Quote word for word the lines below, beginning with the first and ending with the one that has "<h1>Create Git repositories". Drop the pictures.
## start Provided material
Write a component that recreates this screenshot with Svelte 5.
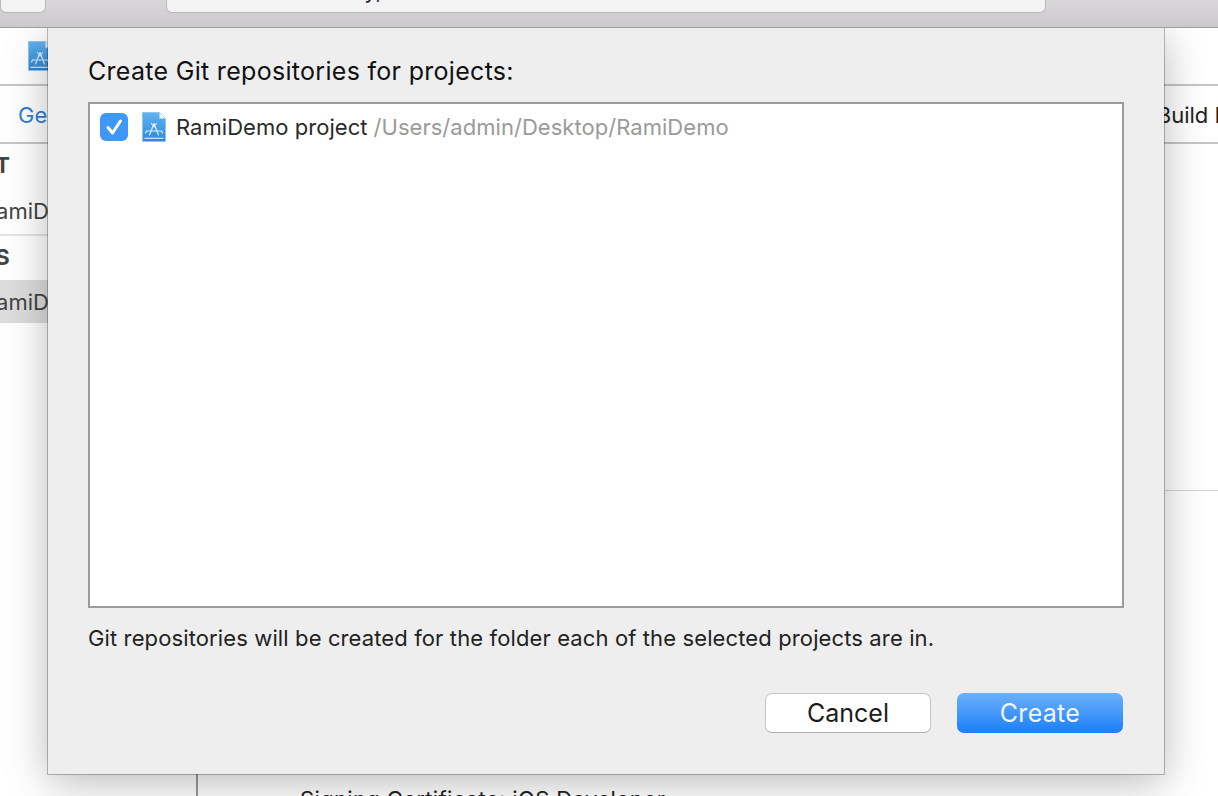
<script>
	const sidebar = [
		{ label: 'PROJECT', kind: 'head' },
		{ label: 'RamiDemo', kind: 'entry' },
		{ label: 'TARGETS', kind: 'head' },
		{ label: 'RamiDemo', kind: 'entry selected' }
	];
</script>

{#snippet projectIcon()}
	<svg viewBox="0 0 24 30" width="24" height="30" fill="none">
		<defs>
			<linearGradient id="doc" x1="0" y1="0" x2="0" y2="1">
				<stop offset="0" stop-color="#62b4f0" />
				<stop offset="1" stop-color="#2c88dc" />
			</linearGradient>
		</defs>
		<path d="M0.5 0.5H17.5L23.5 6.5V29.5H0.5Z" fill="url(#doc)" stroke="#8fc6ef" />
		<path d="M17.5 0.5V6.5H23.5Z" fill="#eef6fd" stroke="#a8d3f3" stroke-width="0.6" />
		<path d="M2.5 26.3H21.5" stroke="#dcedfb" stroke-width="1.2" />
		<path
			d="M7.5 23L12 11.5L16.5 23M9.5 11.5L12 15M14.5 11.5L12 15M4.5 19H19.5M4.5 19L3.5 21M19.5 19L20.5 21"
			stroke="#d8ebfb"
			stroke-width="1.2"
			stroke-linecap="round"
			stroke-linejoin="round"
		/>
	</svg>
{/snippet}

<div class="window">
	<header class="toolbar">
		<div class="field small"></div>
		<div class="field wide"><span>Today, 2017)</span></div>
	</header>

	<div class="project-bar">{@render projectIcon()}</div>

	<nav class="tabs">
		<span class="tab-general">General</span>
		<span class="tab-build">Build Phases</span>
	</nav>

	<div class="body">
		<aside class="sidebar">
			{#each sidebar as item}
				<div class="item {item.kind}">
					<span>{item.label}</span>
				</div>
			{/each}
		</aside>
		<main class="settings">
			<div class="signing">Signing Certificate: iOS Developer</div>
		</main>
	</div>

	<div class="rule"></div>
</div>

<section class="dialog">
	<h1>Create Git repositories for projects:</h1>

	<div class="list">
		<label class="row">
			<span class="check">
				<svg viewBox="0 0 28 28" width="28" height="28" fill="none">
					<path d="M8 14.5L12.5 20L20.5 8" stroke="#fff" stroke-width="3" stroke-linecap="round" stroke-linejoin="round" />
				</svg>
			</span>
			<span class="icon">{@render projectIcon()}</span>
			<span class="name">RamiDemo project</span>
			<span class="path">/Users/admin/Desktop/RamiDemo</span>
		</label>
	</div>

	<p class="note">Git repositories will be created for the folder each of the selected projects are in.</p>

	<div class="actions">
		<button class="cancel">Cancel</button>
		<button class="create">Create</button>
	</div>
</section>

<style>
	:global(body) {
		margin: 0;
		background: #fff;
		overflow: hidden;
		font-family: Inter, 'Liberation Sans', sans-serif;
	}
	.window {
		position: relative;
		width: 1218px;
		height: 796px;
		overflow: hidden;
		display: flex;
		flex-direction: column;
	}
	.toolbar {
		height: 28px;
		flex: none;
		display: flex;
		gap: 120px;
		align-items: flex-start;
		background: linear-gradient(#d9d7d9, #cbc9cb);
		border-bottom: 1px solid #9d9d9d;
		box-sizing: border-box;
	}
	.field {
		height: 13px;
		background: #f4f3f4;
		border: 1px solid #b9b7b9;
		border-top: none;
		border-radius: 0 0 6px 6px;
		box-sizing: border-box;
		overflow: hidden;
	}
	.small {
		width: 46px;
	}
	.wide {
		width: 880px;
	}
	.wide span {
		display: block;
		margin-top: -22px;
		padding-left: 146px;
		font-size: 22px;
		line-height: 24px;
		color: #222;
	}
	.project-bar {
		height: 58px;
		flex: none;
		box-sizing: border-box;
		padding: 13px 0 0 28px;
		border-bottom: 2px solid #c6c6c6;
	}
	.tabs {
		height: 58px;
		flex: none;
		box-sizing: border-box;
		display: flex;
		justify-content: space-between;
		align-items: center;
		padding: 1px 0 0 18px;
		border-bottom: 2px solid #c6c6c6;
		font-size: 22px;
	}
	.tab-general {
		color: #2f80d0;
	}
	.tab-build {
		color: #222;
		margin-right: -72px;
	}
	.body {
		flex: 1;
		display: flex;
	}
	.sidebar {
		width: 198px;
		flex: none;
		box-sizing: border-box;
		border-right: 2px solid #9a9a9a;
		font-size: 22px;
		color: #444;
		white-space: nowrap;
	}
	.item {
		height: 44px;
		box-sizing: border-box;
		display: flex;
		align-items: center;
		text-indent: -18px;
	}
	.item.head {
		font-weight: 700;
		padding-bottom: 2px;
		text-indent: -93px;
	}
	.item:nth-child(2) {
		height: 48px;
		border-bottom: 2px solid #e2e2e2;
	}
	.item.selected {
		height: 43px;
		background: #dcdcdc;
	}
	.settings {
		flex: 1;
		display: flex;
		flex-direction: column;
		justify-content: flex-end;
		padding-left: 102px;
	}
	.signing {
		font-size: 22px;
		letter-spacing: 0.35px;
		line-height: 24px;
		height: 9px;
		color: #222;
		white-space: nowrap;
	}
	.rule {
		position: absolute;
		left: 1165px;
		right: 0;
		top: 490px;
		height: 1px;
		background: #d4d4d4;
	}
	.dialog {
		position: absolute;
		left: 48px;
		top: 28px;
		width: 1116px;
		height: 746px;
		box-sizing: border-box;
		padding: 27px 40px 0;
		background: #eeeeee;
		box-shadow: 0 0 0 1px rgba(0, 0, 0, 0.25), 0 8px 40px rgba(0, 0, 0, 0.28);
		clip-path: inset(0 -80px -80px -80px);
		display: flex;
		flex-direction: column;
		color: #1c1c1c;
	}
	h1 {
		margin: 0;
		font-size: 25px;
		letter-spacing: 0.3px;
		line-height: 32px;
		font-weight: 400;
		color: #111;
	}
	.list {
		margin-top: 15px;
		height: 506px;
		box-sizing: border-box;
		background: #fff;
		border: 2px solid #9b9b9b;
		padding: 8px 10px;
	}
	.row {
		display: flex;
		align-items: center;
		height: 30px;
		font-size: 22px;
		letter-spacing: 0.04px;
	}
	.check {
		width: 28px;
		height: 28px;
		border-radius: 6px;
		background: #3f97f8;
		display: block;
	}
	.check svg {
		display: block;
	}
	.icon {
		margin-left: 14px;
		margin-right: 10px;
		height: 30px;
	}
	.name {
		color: #2a2a2a;
	}
	.path {
		margin-left: 6px;
		color: #9a9a9a;
	}
	.note {
		margin: 17px 0 0;
		font-size: 22px;
		letter-spacing: 0.12px;
		line-height: 26px;
		color: #222;
	}
	.actions {
		margin-top: 42px;
		display: flex;
		justify-content: flex-end;
		gap: 26px;
		padding-right: 1px;
	}
	button {
		width: 166px;
		height: 40px;
		border-radius: 7px;
		font: inherit;
		font-size: 25px;
		padding: 0;
	}
	.cancel {
		background: #fff;
		border: 1px solid #c6c6c6;
		border-bottom-color: #b0b0b0;
		color: #1c1c1c;
	}
	.create {
		background: linear-gradient(#6cb0fb, #1a7ff8);
		border: none;
		color: #f2f7ff;
		letter-spacing: 0.3px;
	}
</style>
## end Provided material
> _Correct result_
Write a component that recreates this screenshot with Svelte 5.
<script>
	const sidebar = [
		{ label: 'PROJECT', kind: 'head' },
		{ label: 'RamiDemo', kind: 'entry' },
		{ label: 'TARGETS', kind: 'head' },
		{ label: 'RamiDemo', kind: 'entry selected' }
	];
</script>

{#snippet projectIcon()}
	<svg viewBox="0 0 24 30" width="24" height="30" fill="none">
		<defs>
			<linearGradient id="doc" x1="0" y1="0" x2="0" y2="1">
				<stop offset="0" stop-color="#62b4f0" />
				<stop offset="1" stop-color="#2c88dc" />
			</linearGradient>
		</defs>
		<path d="M0.5 0.5H17.5L23.5 6.5V29.5H0.5Z" fill="url(#doc)" stroke="#8fc6ef" />
		<path d="M17.5 0.5V6.5H23.5Z" fill="#eef6fd" stroke="#a8d3f3" stroke-width="0.6" />
		<path d="M2.5 26.3H21.5" stroke="#dcedfb" stroke-width="1.2" />
		<path
			d="M7.5 23L12 11.5L16.5 23M9.5 11.5L12 15M14.5 11.5L12 15M4.5 19H19.5M4.5 19L3.5 21M19.5 19L20.5 21"
			stroke="#d8ebfb"
			stroke-width="1.2"
			stroke-linecap="round"
			stroke-linejoin="round"
		/>
	</svg>
{/snippet}

<div class="window">
	<header class="toolbar">
		<div class="field small"></div>
		<div class="field wide"><span>Today, 2017)</span></div>
	</header>

	<div class="project-bar">{@render projectIcon()}</div>

	<nav class="tabs">
		<span class="tab-general">General</span>
		<span class="tab-build">Build Phases</span>
	</nav>

	<div class="body">
		<aside class="sidebar">
			{#each sidebar as item}
				<div class="item {item.kind}">
					<span>{item.label}</span>
				</div>
			{/each}
		</aside>
		<main class="settings">
			<div class="signing">Signing Certificate: iOS Developer</div>
		</main>
	</div>

	<div class="rule"></div>
</div>

<section class="dialog">
	<h1>Create Git repositories for projects:</h1>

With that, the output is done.